Objects that I got to handle (in bright blue gloves) included a 5,000 year old burnished funerary vessel from Egypt’s Old Kingdom. It had been buried with a naturally mummified body. It was quite simply, thrilling.
I also examined a clay beer container used by a pyramid builder some 4,000 years ago. Although broken and pieced together again, I could see a hand print in the rough clay of the jar, its maker crossing millennia.
Use shall age them
One main lesson our lecturer imparted was most people they teach believe the oldest items look the most worn. But the beer jar made and used and discarded in an industrial zone was more worn than the cup stowed in a burial and protected from the elements. The beer jar was a thousand years younger than the newer looking funerary cup. How things are worn, broken, and otherwise look is not always linked with age.
I was surprised by the weight of the limestone canopic jar lids I gently lifted from the table. They were both comfortingly hefty and delicately carved with individualised features. I especially appreciated the smile of the monkey headed jar lid, and the precise details on the ear of the human headed lid.
With MRI images we saw inside this fetching linen sealed funerary jar (below) was once said to contain a mummified something, probably a bird.

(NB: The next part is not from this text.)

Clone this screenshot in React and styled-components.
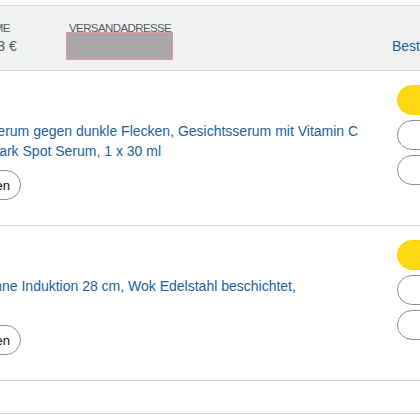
import * as React from 'react'
import styled, { createGlobalStyle } from 'styled-components'
import { RefreshCw } from 'lucide-react'

const GlobalStyle = createGlobalStyle`
  html, body {
    margin: 0;
    padding: 0;
    background: #ffffff;
    overflow: hidden;
  }
  body {
    font-family: "Liberation Sans", Arial, sans-serif;
    color: #0F1111;
  }
`

const Viewport = styled.div`
  width: 420px;
  height: 420px;
  padding-top: 5px;
  box-sizing: border-box;
  overflow: hidden;
`

const OrderCard = styled.section`
  width: 892px;
  margin-left: -248px;
  border: 1px solid #D5D9D9;
  border-radius: 8px;
  overflow: hidden;
  background: #ffffff;
`

const OrderHeader = styled.header`
  display: flex;
  align-items: flex-start;
  padding: 14px 18px;
  background: #F0F2F2;
  border-bottom: 1px solid #D5D9D9;
`

const HeaderCol = styled.div`
  position: relative;
  flex: 0 0 ${p => p.$width ? `${p.$width}px` : 'auto'};
  display: flex;
  flex-direction: column;
  align-items: ${p => p.$right ? 'flex-end' : 'flex-start'};
`

const HeaderLabel = styled.span`
  display: block;
  font-size: 11.5px;
  line-height: 16px;
  letter-spacing: -0.6px;
  text-transform: uppercase;
  color: #565959;
  white-space: nowrap;
`

const HeaderValue = styled.span`
  display: block;
  font-size: 14px;
  line-height: 20px;
  color: #565959;
  white-space: nowrap;
`

const HeaderLinks = styled.div`
  display: flex;
  align-items: center;
  gap: 10px;
  font-size: 14px;
  line-height: 20px;
  white-space: nowrap;
`

const Link = styled.a`
  color: #2162A1;
  text-decoration: none;
  cursor: pointer;
`

const Divider = styled.span`
  width: 1px;
  height: 14px;
  background: #D5D9D9;
`

const Redacted = styled.div`
  position: absolute;
  left: -3px;
  top: 12px;
  width: 107px;
  height: 28px;
  box-sizing: border-box;
  background: #A8A8AB;
  border: 1px solid #E49A9A;
`

const Shipment = styled.div`
  display: flex;
  align-items: flex-start;
  gap: 25px;
  padding: 14px 18px;
  border-bottom: 1px solid #D5D9D9;
`

const ShipmentMain = styled.div`
  flex: 0 0 601px;
`

const StatusHeading = styled.h3`
  margin: 0 0 12px;
  font-size: 18px;
  line-height: 24px;
  font-weight: 700;
  color: #0F1111;
  white-space: nowrap;
`

const Item = styled.div`
  display: flex;
  align-items: flex-start;
`

const Thumb = styled.div`
  flex: 0 0 90px;
  height: 90px;
  margin-right: 16px;
  border-radius: 4px;
  background: #F3F3F3;
`

const ItemInfo = styled.div`
  flex: 0 0 495px;
`

const ItemTitle = styled(Link)`
  display: block;
  font-size: 14px;
  line-height: 20px;
`

const PillButton = styled.button`
  display: inline-flex;
  align-items: center;
  justify-content: center;
  box-sizing: border-box;
  height: 30px;
  border-radius: 100px;
  font-family: inherit;
  font-size: 13px;
  color: #0F1111;
  white-space: nowrap;
  cursor: pointer;
  background: ${p => p.$primary ? '#FFD814' : '#FFFFFF'};
  border: 1px solid ${p => p.$primary ? '#FCD200' : '#8D9096'};
`

const BuyAgain = styled(PillButton)`
  margin-top: 9px;
  padding: 0 10px 0 21px;
  gap: 12px;
`

const Actions = styled.div`
  flex: 0 0 230px;
  display: flex;
  flex-direction: column;
  gap: 5px;

  & > ${PillButton} {
    width: 100%;
    padding: 0 10px;
  }
`

const CardFooter = styled.footer`
  padding: 6px 18px;
  font-size: 14px;
  line-height: 20px;
`

const shipments = [
  {
    status: 'Zugestellt: 5. März',
    title:
      'Lavera Vitamin C Serum gegen dunkle Flecken, Gesichtsserum mit Vitamin C und Niacinamide, Dark Spot Serum, 1 x 30 ml',
    actions: ['Lieferung verfolgen', 'Artikel zurücksenden', 'Produktbewertung schreiben']
  },
  {
    status: 'Zugestellt: 28. Februar',
    title:
      'WMF Profi Wokpfanne Induktion 28 cm, Wok Edelstahl beschichtet, Antihaftpfanne',
    actions: ['Lieferung verfolgen', 'Artikel zurücksenden', 'Produktbewertung schreiben']
  }
]

function ShipmentRow ({ status, title, actions }) {
  return (
    <Shipment>
      <ShipmentMain>
        <StatusHeading>{status}</StatusHeading>
        <Item>
          <Thumb />
          <ItemInfo>
            <ItemTitle>{title}</ItemTitle>
            <BuyAgain>
              <RefreshCw size={18} strokeWidth={2} />
              Erneut kaufen
            </BuyAgain>
          </ItemInfo>
        </Item>
      </ShipmentMain>
      <Actions>
        {actions.map((label, i) => (
          <PillButton key={label} $primary={i === 0}>{label}</PillButton>
        ))}
      </Actions>
    </Shipment>
  )
}

export default function App () {
  return (
    <Viewport>
      <GlobalStyle />
      <OrderCard>
        <OrderHeader>
          <HeaderCol $width={199}>
            <HeaderLabel>Bestellung aufgegeben</HeaderLabel>
            <HeaderValue>3. März 2024</HeaderValue>
          </HeaderCol>
          <HeaderCol $width={99}>
            <HeaderLabel>Summe</HeaderLabel>
            <HeaderValue>23,93 €</HeaderValue>
          </HeaderCol>
          <HeaderCol $width={323}>
            <HeaderLabel>Versandadresse</HeaderLabel>
            <HeaderValue><Link>Max Muster</Link></HeaderValue>
            <Redacted />
          </HeaderCol>
          <HeaderCol $right>
            <HeaderLabel>Bestellnr. 028-1234567-1234567</HeaderLabel>
            <HeaderLinks>
              <Link>Bestelldetails anzeigen</Link>
              <Divider />
              <Link>Rechnung</Link>
            </HeaderLinks>
          </HeaderCol>
        </OrderHeader>
        {shipments.map(s => <ShipmentRow key={s.status} {...s} />)}
        <CardFooter>
          <Link>Bestellung archivieren</Link>
        </CardFooter>
      </OrderCard>
    </Viewport>
  )
}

Alas we saw the trick – the jar contained nothing. But it was beautifully decorated, so looked the part for a funeral. Perhaps it was a ruse to cheat a customer paying for a mummified animal, or perhaps a liquid had been drained from the base of the jar.
Digging up pay dirt
In short, this world values stuff, but stuffs people around. We would not have ancient items in museums if ancient peoples were not in receipt of some kind of payment or recompense for the many varied artistic, decorative, entertaining, educational and functional things they made. Meanwhile today, makers of all kinds are facing increasing resistance to the idea of payment. This week saw people attacking authors for noting how piracy cuts into already diminishing earnings. Sigh.
This day has me imagining schemes to Good Will Hunting-myself into working near these items. But I wonder why, since I find the materiality of archaeology attractive but also appalling. Items carry the weight of their years with them, they are rare, often beautiful, and there is awe at confronting their survival over the aeons. All of this gives me something like time vertigo. Yet I worry about covetousness in this drive to honour ancient ‘things’ while so many generations have ignored and continue to sideline the (often living) cultures that produced and continue produce the items in museums. If we ‘save’ objects but ignore people what is the point?
There was magic, or mana to these items. It’s almost distressing that mere mortals can handle statues representing divine figures in such mundane surrounds. Is it right once sacred items are almost worshipped for their survival and monetary value in a university classroom so far from their original sacrosanct context and use?
The power of belief can do things to people, and I wonder whether it may be it can do things to objects too. I’m not imagining mummy curses on those canopic jars Iids. But I held them in my hands almost like it was my heart weighed against Ma’at’s White Feather of Truth before Osiris and Thoth.
Perhaps the 42 judges of the Spells for Going Forth by Day will ask, have we always done right by these delicate artefacts, their makers, and keepers?
The ancient ways will demand an answer.